SMW: With the status of female athletes in this country, it seems like in order for a female athlete to be fully accepted, she has to be objectified in some way by the sports media, the sports fandom in general. What do you think of that objectification of athletes like Danica Patrick, or Maria Sharapova, and the idea that female-skewing sports should market the attractiveness of their players?
Wiggins: I think that there’s a certain paradigm that occurs in sports when it comes to women. There’s a certain paradigm that comes to women in America. Look at the history of America. It’s not just a new phenomenon in sports. You look at feminism and how women have evolved just in a hundred years in America. You would be astonished at some of the things. I’m taking a class on the American sixties, that’s why I’m talking about the history — we actually just had our class on Tuesday about feminism, and women’s role in the sixties.

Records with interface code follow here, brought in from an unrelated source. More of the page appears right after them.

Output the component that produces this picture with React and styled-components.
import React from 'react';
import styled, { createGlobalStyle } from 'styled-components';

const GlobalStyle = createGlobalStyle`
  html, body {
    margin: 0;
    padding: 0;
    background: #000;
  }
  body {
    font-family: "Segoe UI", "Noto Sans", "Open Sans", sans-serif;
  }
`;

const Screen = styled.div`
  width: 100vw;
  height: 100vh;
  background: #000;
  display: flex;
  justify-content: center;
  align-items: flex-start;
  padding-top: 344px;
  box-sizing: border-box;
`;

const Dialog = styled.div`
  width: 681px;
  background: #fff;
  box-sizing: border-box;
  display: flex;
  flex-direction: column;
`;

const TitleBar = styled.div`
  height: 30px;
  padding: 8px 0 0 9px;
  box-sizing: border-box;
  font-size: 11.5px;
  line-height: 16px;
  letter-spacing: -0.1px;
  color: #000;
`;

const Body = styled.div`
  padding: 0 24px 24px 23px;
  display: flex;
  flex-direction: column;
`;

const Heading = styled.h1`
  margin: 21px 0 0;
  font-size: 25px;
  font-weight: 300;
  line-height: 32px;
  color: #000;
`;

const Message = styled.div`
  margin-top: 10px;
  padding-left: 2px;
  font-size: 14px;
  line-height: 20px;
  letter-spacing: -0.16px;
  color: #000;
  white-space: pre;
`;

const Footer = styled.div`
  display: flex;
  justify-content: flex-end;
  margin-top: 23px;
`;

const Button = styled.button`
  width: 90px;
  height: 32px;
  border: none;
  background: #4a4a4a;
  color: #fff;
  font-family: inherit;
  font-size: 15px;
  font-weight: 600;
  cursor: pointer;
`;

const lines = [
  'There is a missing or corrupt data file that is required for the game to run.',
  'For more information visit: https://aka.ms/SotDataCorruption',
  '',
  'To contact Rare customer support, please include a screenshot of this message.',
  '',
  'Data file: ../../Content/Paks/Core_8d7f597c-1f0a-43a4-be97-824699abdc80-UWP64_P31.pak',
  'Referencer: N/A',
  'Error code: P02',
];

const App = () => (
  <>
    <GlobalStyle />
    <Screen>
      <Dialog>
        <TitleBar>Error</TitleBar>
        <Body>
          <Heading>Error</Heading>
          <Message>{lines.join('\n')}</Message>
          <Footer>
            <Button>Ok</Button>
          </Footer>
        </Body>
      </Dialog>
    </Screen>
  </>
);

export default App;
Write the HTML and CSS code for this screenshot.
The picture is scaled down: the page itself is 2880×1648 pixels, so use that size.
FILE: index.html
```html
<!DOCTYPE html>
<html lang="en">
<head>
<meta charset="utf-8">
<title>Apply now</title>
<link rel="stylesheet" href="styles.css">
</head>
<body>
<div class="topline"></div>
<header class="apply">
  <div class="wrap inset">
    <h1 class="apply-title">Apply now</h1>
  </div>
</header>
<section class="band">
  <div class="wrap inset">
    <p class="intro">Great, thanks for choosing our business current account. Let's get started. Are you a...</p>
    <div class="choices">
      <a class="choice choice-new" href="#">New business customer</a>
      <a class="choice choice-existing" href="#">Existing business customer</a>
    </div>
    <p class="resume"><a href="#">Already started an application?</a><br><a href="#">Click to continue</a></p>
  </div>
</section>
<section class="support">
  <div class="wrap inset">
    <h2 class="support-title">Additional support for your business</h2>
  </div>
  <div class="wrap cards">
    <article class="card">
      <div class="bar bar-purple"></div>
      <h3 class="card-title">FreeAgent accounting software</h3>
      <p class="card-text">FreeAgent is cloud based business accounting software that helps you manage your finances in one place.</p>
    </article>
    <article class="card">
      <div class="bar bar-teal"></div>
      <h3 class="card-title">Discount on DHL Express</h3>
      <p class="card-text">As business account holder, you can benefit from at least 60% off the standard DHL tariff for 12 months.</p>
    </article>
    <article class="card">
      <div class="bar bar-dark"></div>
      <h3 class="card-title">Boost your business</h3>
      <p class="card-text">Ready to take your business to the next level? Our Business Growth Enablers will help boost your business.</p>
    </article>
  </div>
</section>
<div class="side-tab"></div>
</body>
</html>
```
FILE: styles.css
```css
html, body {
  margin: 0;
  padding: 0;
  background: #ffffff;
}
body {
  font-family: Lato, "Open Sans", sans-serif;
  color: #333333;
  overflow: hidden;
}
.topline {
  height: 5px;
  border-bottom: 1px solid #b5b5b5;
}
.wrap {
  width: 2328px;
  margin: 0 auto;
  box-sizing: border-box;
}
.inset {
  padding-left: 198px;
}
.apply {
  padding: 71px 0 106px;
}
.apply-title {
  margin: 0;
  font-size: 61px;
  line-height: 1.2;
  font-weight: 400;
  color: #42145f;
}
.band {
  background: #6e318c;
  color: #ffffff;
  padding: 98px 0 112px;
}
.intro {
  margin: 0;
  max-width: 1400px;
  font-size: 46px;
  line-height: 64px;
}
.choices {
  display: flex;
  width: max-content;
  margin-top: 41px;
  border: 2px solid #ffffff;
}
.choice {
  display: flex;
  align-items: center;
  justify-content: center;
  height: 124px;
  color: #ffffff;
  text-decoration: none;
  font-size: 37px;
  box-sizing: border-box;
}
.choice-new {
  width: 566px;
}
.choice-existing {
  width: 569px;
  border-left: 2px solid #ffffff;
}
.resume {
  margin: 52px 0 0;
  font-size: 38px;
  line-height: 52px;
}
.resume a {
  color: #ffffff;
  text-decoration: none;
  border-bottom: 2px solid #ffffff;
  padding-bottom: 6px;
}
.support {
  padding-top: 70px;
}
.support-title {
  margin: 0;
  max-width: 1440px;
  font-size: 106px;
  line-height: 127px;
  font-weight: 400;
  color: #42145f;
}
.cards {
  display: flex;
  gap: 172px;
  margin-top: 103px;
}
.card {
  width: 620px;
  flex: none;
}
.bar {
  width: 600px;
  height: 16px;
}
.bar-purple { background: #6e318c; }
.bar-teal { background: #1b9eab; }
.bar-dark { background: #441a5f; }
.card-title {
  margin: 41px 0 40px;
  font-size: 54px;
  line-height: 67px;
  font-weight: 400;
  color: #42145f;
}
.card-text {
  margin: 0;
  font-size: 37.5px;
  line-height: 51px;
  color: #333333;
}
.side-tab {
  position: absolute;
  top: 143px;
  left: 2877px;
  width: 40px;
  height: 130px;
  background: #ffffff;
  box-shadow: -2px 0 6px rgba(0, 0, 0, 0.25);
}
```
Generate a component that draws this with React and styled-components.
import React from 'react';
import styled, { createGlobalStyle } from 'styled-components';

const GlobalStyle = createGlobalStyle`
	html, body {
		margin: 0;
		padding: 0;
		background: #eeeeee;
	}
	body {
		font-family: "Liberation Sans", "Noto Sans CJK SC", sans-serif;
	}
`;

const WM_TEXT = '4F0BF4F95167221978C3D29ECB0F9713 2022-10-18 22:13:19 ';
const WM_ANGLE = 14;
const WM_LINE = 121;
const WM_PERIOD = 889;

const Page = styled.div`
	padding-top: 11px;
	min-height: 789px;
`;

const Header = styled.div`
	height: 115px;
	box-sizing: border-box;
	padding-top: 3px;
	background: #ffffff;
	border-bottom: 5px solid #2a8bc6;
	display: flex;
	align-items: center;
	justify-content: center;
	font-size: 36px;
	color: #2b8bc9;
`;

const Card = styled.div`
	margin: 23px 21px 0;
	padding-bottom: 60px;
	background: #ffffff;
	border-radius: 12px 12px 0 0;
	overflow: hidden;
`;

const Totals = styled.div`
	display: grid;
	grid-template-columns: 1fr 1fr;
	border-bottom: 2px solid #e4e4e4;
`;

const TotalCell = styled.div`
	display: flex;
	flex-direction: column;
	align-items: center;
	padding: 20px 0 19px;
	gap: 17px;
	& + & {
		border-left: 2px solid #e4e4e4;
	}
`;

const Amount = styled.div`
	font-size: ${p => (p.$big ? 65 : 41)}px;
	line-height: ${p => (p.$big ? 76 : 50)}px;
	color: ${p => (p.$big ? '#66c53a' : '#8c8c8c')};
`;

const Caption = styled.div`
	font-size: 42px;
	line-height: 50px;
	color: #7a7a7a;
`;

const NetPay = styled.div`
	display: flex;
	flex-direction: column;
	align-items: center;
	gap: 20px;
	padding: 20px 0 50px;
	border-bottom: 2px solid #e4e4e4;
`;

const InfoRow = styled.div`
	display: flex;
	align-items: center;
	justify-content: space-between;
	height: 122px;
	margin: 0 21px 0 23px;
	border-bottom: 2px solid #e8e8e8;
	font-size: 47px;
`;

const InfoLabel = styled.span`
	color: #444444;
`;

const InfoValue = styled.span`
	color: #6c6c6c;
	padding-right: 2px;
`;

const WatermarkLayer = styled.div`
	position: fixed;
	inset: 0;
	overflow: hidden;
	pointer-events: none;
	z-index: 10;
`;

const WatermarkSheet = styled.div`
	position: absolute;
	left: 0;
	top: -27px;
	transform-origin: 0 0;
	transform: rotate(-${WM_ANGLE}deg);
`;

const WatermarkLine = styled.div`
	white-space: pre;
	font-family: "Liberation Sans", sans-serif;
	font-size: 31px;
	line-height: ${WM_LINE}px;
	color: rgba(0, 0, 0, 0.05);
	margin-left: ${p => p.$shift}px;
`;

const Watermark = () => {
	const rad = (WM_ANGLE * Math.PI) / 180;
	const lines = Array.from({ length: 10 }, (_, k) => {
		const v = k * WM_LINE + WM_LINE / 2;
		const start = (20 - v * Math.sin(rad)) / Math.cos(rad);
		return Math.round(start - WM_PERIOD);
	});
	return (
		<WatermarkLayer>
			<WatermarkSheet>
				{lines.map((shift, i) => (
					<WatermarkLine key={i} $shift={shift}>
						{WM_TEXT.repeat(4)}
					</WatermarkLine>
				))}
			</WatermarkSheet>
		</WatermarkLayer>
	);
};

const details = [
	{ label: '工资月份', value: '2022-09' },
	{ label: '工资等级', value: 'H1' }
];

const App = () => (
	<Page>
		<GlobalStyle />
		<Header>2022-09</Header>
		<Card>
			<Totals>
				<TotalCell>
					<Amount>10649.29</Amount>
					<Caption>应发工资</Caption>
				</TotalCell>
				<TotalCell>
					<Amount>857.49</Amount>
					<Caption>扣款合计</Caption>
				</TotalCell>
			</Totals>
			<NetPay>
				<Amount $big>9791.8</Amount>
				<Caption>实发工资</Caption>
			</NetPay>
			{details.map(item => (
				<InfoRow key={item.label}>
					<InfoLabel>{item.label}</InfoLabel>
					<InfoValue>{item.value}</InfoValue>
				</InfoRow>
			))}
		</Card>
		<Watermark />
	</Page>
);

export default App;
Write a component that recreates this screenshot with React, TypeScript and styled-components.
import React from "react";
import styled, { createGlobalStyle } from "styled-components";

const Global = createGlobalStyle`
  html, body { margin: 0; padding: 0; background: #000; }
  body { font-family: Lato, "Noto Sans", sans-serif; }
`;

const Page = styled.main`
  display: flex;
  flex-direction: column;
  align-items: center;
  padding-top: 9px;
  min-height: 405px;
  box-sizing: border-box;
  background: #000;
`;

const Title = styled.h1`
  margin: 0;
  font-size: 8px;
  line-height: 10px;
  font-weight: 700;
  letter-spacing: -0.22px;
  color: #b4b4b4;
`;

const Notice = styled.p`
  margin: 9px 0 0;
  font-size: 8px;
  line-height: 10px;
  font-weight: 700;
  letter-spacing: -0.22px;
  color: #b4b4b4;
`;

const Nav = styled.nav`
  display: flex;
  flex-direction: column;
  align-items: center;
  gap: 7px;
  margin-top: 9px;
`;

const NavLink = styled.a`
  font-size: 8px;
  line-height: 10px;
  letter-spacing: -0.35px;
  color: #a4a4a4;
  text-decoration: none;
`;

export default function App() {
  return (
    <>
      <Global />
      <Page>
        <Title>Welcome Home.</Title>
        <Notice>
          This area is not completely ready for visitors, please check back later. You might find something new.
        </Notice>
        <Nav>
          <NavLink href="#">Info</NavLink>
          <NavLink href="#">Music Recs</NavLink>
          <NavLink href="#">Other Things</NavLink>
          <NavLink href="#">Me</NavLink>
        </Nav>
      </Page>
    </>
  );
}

Since the dawn of creation, women have been objectified. It’s not a new thing. What I would hope is that we could create a new paradigm in women’s sports. You mentioned Danica Patrick, I think of Serena Williams, Anna Kournikova, especially tennis — obviously it’s a different kind of sport than basketball. Women are going to be objectified.
I’m really just for respect, whatever happens off the court, and whatever a woman wants to represent for herself, she should be respected on the court with what she does, her craft. I think that as long as we can get that across — a woman can obtain utmost respect in her field, or in her craft — if she’s still objectified in that regard, I feel like we’ve still won. If I’m objectified for whatever reason, for the way I wear my hair, or fingernails or lipstick, as long as people respect what I do and are inspired by what I do, I think all the other stuff doesn’t matter.
Especially in the sports world. Because women have just been fighting just for that respect, the objectification is kind of the next battle. To me, that’s really a personal choice. Because as you know, there are some women who don’t mind being objectified. I’m not condoning or supporting either one. I just think that it’s about respect.